TOKYO -- Japan's Mitsubishi Corp. is investing 650 billion yen ($6.2 billion) in offshore wind power projects in the U.K. and the Netherlands as falling costs fuel high hopes for the field as a key energy source.
The Japanese trading house has reached a deal to buy a 33.4% stake in the Moray East project from Spain's EDP Renewables. The 950-megawatt wind farm about 22km off the Scottish coast will be among the world's largest such projects, consisting of more than 100 turbines with output of 8MW to 9MW each. It is slated to begin operating in 2022.
Mitsubishi has also acquired a stake in 700MW wind power facilities off the Dutch coast. The goal is to bring them online by 2020.

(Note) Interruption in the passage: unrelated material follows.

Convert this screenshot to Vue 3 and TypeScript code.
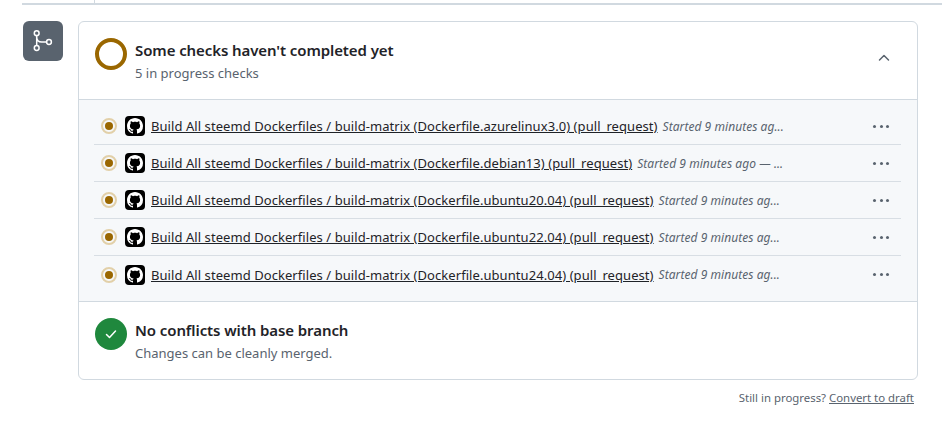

Offshore wind is booming in Europe amid plans to have renewable energy account for 20% of the region's power generation by 2020, up from about 16% at the end of 2015. Offshore wind capacity is expected to rise to 50,000MW by 2030 from almost 10,000MW now. The U.K. is particularly active in this area, looking to lift capacity to 20,000MW over the same period.
Mitsubishi aims to use these projects to accumulate know-how in offshore wind generation, eyeing future projects in Japan and elsewhere in Asia.
Wind power, which tends to offer a more stable electricity supply than solar, is increasingly seen as a promising core renewable energy source. Offshore farms can have capacity utilization rates of nearly 50%, thanks to a steady supply of wind.
The use of larger turbines has brought down costs. The Moray East project is expected to generate power for far less per kilowatt than nuclear energy, for which decommissioning and other expenses drive costs higher.